Kings, Devils ready to go

Head Coach Peter DeBoer of the New Jersey Devils speaks to the media after their 3 to 2 win over...

Head Coach Peter DeBoer of the New Jersey Devils speaks to the media after their 3 to 2 win over the New York Rangers in Game Two of the Eastern Conference Final during the 2012 NHL Stanley Cup Playoffs. (Bruce Bennett/Getty Images/AFP)

Rob Longley, QMI Agency

, Last Updated: 2:06 PM ET

NEWARK, N.J. - With long layoffs since winning their conference championships, the New Jersey Devils and Los Angeles Kings are anxious and well rested.

Tonight they will begin to find out if it was worth the wait.

The Stanley Cup final combatants each began the playoffs as long shots, ranked well below the conference powerhouses. But with solid goaltending, impressive forward depth and teams that seemed to get better as the playoffs moved along, they begin their best-of-seven battle for the famous trophy here at the Prudential Center.

It couldn’t happen any sooner.

“You’re tired of waiting around, you’re tired of looking at film, you want to play,” Devils coach Peter DeBoer said following his team’s morning skate. “It’s anxious energy. Whatever I’m feeling, I’m sure it’s doubled for the players.”

The teams met twice in the regular-season with the Devils winning both. But both of those games were in October and each team is vastly different now. The Kings just squeaked into the post season as the eighth-seed in the Western Conference then knocked off, in order, No. 1 Vancouver, No. 2 St. Louis and No. 3 Phoenix.

The Devils were the sixth-seed in the East and after a hard-fought seven-game series with the Florida Panthers in the first round they defeated the Philadelphia Flyers in five and the New York Rangers in six games.
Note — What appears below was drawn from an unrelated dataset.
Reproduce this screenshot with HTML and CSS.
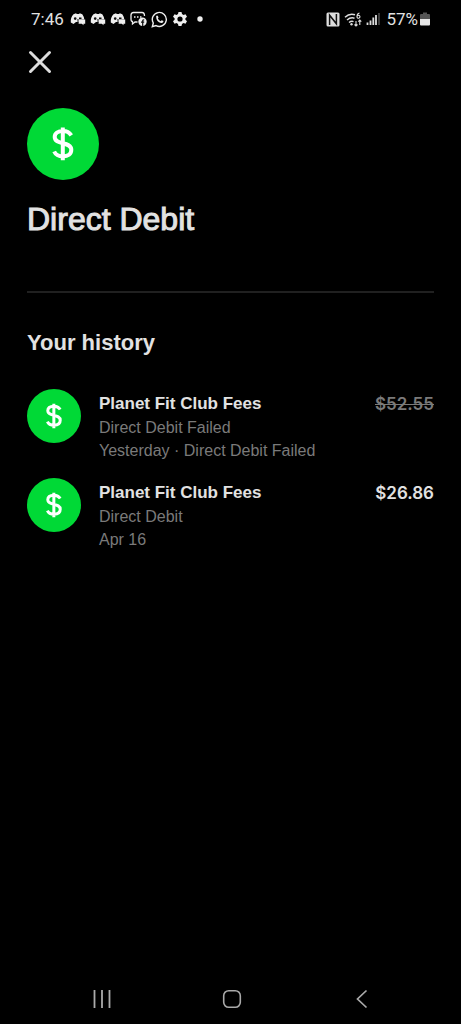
FILE: index.html
```html
<!DOCTYPE html>
<html lang="en">
<head>
<meta charset="utf-8">
<meta name="viewport" content="width=device-width, initial-scale=1">
<title>Direct Debit</title>
<link rel="stylesheet" href="styles.css">
</head>
<body>
<svg class="defs" aria-hidden="true">
  <symbol id="dollar" viewBox="0 0 72 72">
    <path d="M44.300 27.400C42.600 24.700 39.800 23 36 23C31 23 27.700 25.300 27.700 29C27.700 37.600 44.300 32.800 44.300 41.800C44.300 46 41 48.400 36 48.400C32 48.400 28.600 46.600 27.200 43.500M35.800 19.500V52.200" fill="none" stroke="#fff" stroke-width="4"/>
  </symbol>
  <symbol id="chat" viewBox="0 0 16 14">
    <path d="M3.500 2.200L6 1.300L6.800 2.100H9L9.800 1.300L12.300 2.200Q14 4.500 14.300 7.500H9V10H6L3.500 12L.8 10.500Q.3 5.500 3.500 2.200Z" fill="#eee"/>
    <circle cx="5.200" cy="6.600" r="1.300" fill="#111"/>
    <path d="M9 5.500H11.500V7H9Z" fill="#111"/>
    <path d="M8.500 7.500H15.200V11.800H13.500V13.300L11.800 11.800H8.500Z" fill="#eee"/>
    <path d="M8 7V11.500" stroke="#111" stroke-width="1"/>
  </symbol>
</svg>
<div class="screen">
  <header class="status">
    <div class="status-left">
      <span class="time">7:46</span>
      <svg width="16" height="14"><use href="#chat"/></svg>
      <svg width="16" height="14"><use href="#chat"/></svg>
      <svg width="16" height="14"><use href="#chat"/></svg>
      <svg width="17" height="16" viewBox="0 0 17 16"><path d="M7.500 11H5L2.500 13V10.500Q1 10.500 1 8V4Q1 1.500 3.500 1.500H12Q14.500 1.500 14.500 5" fill="none" stroke="#eee" stroke-width="1.300"/><path d="M4 6H5.500M7 6H8.500M10 6H11.500" stroke="#eee" stroke-width="1.600"/><circle cx="12.500" cy="10.800" r="4.200" fill="#eee"/><path d="M12.700 15V9.800Q12.700 8.700 14.200 8.800M11 11.200H14.200" fill="none" stroke="#111" stroke-width="1.200"/></svg>
      <svg width="17" height="17" viewBox="0 0 17 17"><path d="M1.300 15.700L2.300 12A7 7 0 1 1 5 14.600Z" fill="none" stroke="#eee" stroke-width="1.400"/><path d="M5.100 5.200Q6 4 6.900 5L7.500 6.500L6.900 7.600Q7.600 9.200 9.600 10.200L10.700 9.200L12.500 10.100Q12.400 12.300 10.200 12.100Q5.200 11 5.100 5.200Z" fill="#eee"/></svg>
      <svg width="16" height="16" viewBox="0 0 16 16"><path d="M6.500 1H9.500L10 3L11.500 3.900L13.500 3.200L15 5.800L13.400 7.200V8.800L15 10.200L13.500 12.800L11.500 12.100L10 13L9.500 15H6.500L6 13L4.500 12.100L2.500 12.800L1 10.200L2.600 8.800V7.200L1 5.800L2.500 3.200L4.500 3.900L6 3ZM8 5.400A2.600 2.600 0 1 0 8 10.600A2.600 2.600 0 1 0 8 5.400Z" fill="#eee" fill-rule="evenodd"/></svg>
      <svg class="more" width="6" height="6" viewBox="0 0 6 6"><circle cx="3" cy="3" r="2.700" fill="#eee"/></svg>
    </div>
    <div class="status-right">
      <svg width="14" height="15" viewBox="0 0 14 15"><path d="M2 .5H12Q13.500 .5 13.500 2V13Q13.500 14.500 12 14.500H2Q.5 14.500 .5 13V2Q.5 .5 2 .5Z" fill="#ddd"/><path d="M3.600 13V3.200L10.400 11.800V2" fill="none" stroke="#111" stroke-width="1.500"/></svg>
      <svg width="18" height="15" viewBox="0 0 18 15"><path d="M1 5.300Q5.500 1 11 2.800M3 8Q6.500 5 10.500 6.200M5 10.500Q7.500 8.600 9.500 9.600" fill="none" stroke="#ddd" stroke-width="1.500"/><circle cx="7.500" cy="12.300" r="1.200" fill="#ddd"/><path d="M15.500 1Q13 1.500 13 4.500A1.500 1.500 0 1 0 13.300 3.800M12 14V9M10.500 12.500L12 14L13.500 12.500M15.800 13V8M14.300 9.600L15.800 8L17.300 9.600" fill="none" stroke="#ddd" stroke-width="1.100"/></svg>
      <svg width="14" height="14" viewBox="0 0 14 14"><path d="M1.500 13V10.500M4.500 13V8.500M7.300 13V5.500M10 13V3" stroke="#ddd" stroke-width="1.800"/><path d="M13 13V1" stroke="#555" stroke-width="1.400"/></svg>
      <span class="percent">57%</span>
      <svg class="battery" width="10" height="14" viewBox="0 0 10 14"><path d="M3 .5H7V2H9Q10 2 10 3V7H0V3Q0 2 1 2H3Z" fill="#555"/><path d="M0 7H10V12.500Q10 13.500 9 13.500H1Q0 13.500 0 12.500Z" fill="#e6e6e6"/></svg>
    </div>
  </header>
  <main class="content">
    <button class="close" type="button" aria-label="Close"><svg width="24" height="24" viewBox="0 0 24 24"><path d="M2.500 2.500L21.500 21.500M21.500 2.500L2.500 21.500" stroke="#ddd" stroke-width="3" stroke-linecap="round"/></svg></button>
    <svg class="badge badge-large" aria-hidden="true"><use href="#dollar"/></svg>
    <h1 class="title">Direct Debit</h1>
    <section class="history">
      <h2 class="subtitle">Your history</h2>
      <ul class="list">
        <li class="row">
          <svg class="badge badge-small" aria-hidden="true"><use href="#dollar"/></svg>
          <div class="details">
            <h3 class="name">Planet Fit Club Fees</h3>
            <p class="note">Direct Debit Failed</p>
            <p class="note">Yesterday · Direct Debit Failed</p>
          </div>
          <s class="amount failed">$52.55</s>
        </li>
        <li class="row">
          <svg class="badge badge-small" aria-hidden="true"><use href="#dollar"/></svg>
          <div class="details">
            <h3 class="name">Planet Fit Club Fees</h3>
            <p class="note">Direct Debit</p>
            <p class="note">Apr 16</p>
          </div>
          <span class="amount">$26.86</span>
        </li>
      </ul>
    </section>
  </main>
  <nav class="navbar">
    <button class="nav-button" type="button" aria-label="Recent apps"><svg width="20" height="20" viewBox="0 0 20 20"><path d="M2.500 1V19M10 1V19M17.500 1V19" stroke="#aaa" stroke-width="1.800"/></svg></button>
    <button class="nav-button" type="button" aria-label="Home"><svg width="20" height="20" viewBox="0 0 20 20"><rect x="1.700" y="1.700" width="16.600" height="16.600" rx="5" fill="none" stroke="#aaa" stroke-width="1.600"/></svg></button>
    <button class="nav-button" type="button" aria-label="Back"><svg width="20" height="20" viewBox="0 0 20 20"><path d="M14.500 1.500L5.500 10L14.500 18.500" fill="none" stroke="#aaa" stroke-width="1.700"/></svg></button>
  </nav>
</div>
</body>
</html>
```
FILE: styles.css
```css
* {
  box-sizing: border-box;
}

body {
  margin: 0;
  background: #000;
  color: #e2e2e2;
  font-family: "Liberation Sans", Arial, sans-serif;
}

h1, h2, h3, p, ul {
  margin: 0;
  padding: 0;
}

button {
  padding: 0;
  border: 0;
  background: none;
}

svg {
  display: block;
  flex: none;
}

.defs {
  position: absolute;
  width: 0;
  height: 0;
}

.screen {
  display: flex;
  flex-direction: column;
  min-height: 100vh;
}

.status {
  display: flex;
  justify-content: space-between;
  align-items: center;
  height: 38px;
  padding: 0 31px;
  font-family: Roboto, sans-serif;
  font-size: 17px;
}

.status-left,
.status-right {
  display: flex;
  align-items: center;
  gap: 4px;
}

.time {
  margin-right: 2px;
}

.more {
  margin-left: 5px;
}

.percent {
  margin-left: 2px;
}

.battery {
  margin-left: -2px;
}

.content {
  flex: 1;
  padding: 12px 27px 0;
}

.close {
  display: block;
  margin-left: 1px;
}

.badge {
  border-radius: 50%;
  background: #00d936;
}

.badge-large {
  width: 72px;
  height: 72px;
  margin-top: 34px;
}

.badge-small {
  width: 54px;
  height: 54px;
}

.title {
  margin-top: 19px;
  font-size: 32px;
  font-weight: 400;
  line-height: 40px;
  -webkit-text-stroke: 1px currentColor;
}

.history {
  margin-top: 52px;
  padding-top: 36px;
  border-top: 2px solid #202020;
}

.subtitle {
  font-size: 22px;
  line-height: 28px;
}

.list {
  display: grid;
  gap: 16px;
  margin-top: 32px;
  list-style: none;
}

.row {
  display: flex;
  align-items: flex-start;
  gap: 18px;
}

.details {
  flex: 1;
  padding-top: 3px;
}

.name {
  font-size: 17px;
  line-height: 24px;
}

.note {
  color: #7a7a7a;
  font-size: 16px;
  line-height: 23px;
}

.amount {
  padding-top: 3px;
  font-family: Inter, sans-serif;
  font-size: 17px;
  font-weight: 600;
  line-height: 24px;
}

.failed {
  color: #7a7a7a;
}

.navbar {
  display: flex;
  justify-content: center;
  gap: 110px;
  padding: 14px 0 15px 3px;
}
```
The Devils are decided underdogs according to Las Vegas oddsmakers despite having home-ice advantage. Of course that means little against the Kings who are a perfect 8-0 on the road where they have outscored their opponents 30-13, and they did it against the top three teams in the Western Conference.

The Devils are trying to play down the magnitude of the opener but with five days off since eliminating the Rangers (the Kings have been idle for eight) it hasn’t been easy.

“Our meetings and everything this morning, preparation, everything has been the same,” Devils captain Zach Parise said. “I’m sure once we get to the rink tonight the nerves will be a little different than every other game, but so far it’s been the same.”

The Devils and the Kings are each defined by their strong goaltending. For New Jersey, 40-year-old Martin Brodeur is seeking a fourth Cup while Los Angeles has Jonathan Quick, one of hot young superstars at the position.

New Jersey forwards found a way to get traffic in front of Rangers goalie Henrik Lundqvist in the last round and plan to do the same to Quick.

Both teams used strong starts to their advantage throughout the playoffs, a strategy they will attempt to continue.

“It’s the Stanley Cup Final, both teams got here for a reason,” Kings coach Darryl Sutter said. “Both teams are going to try to play that way.”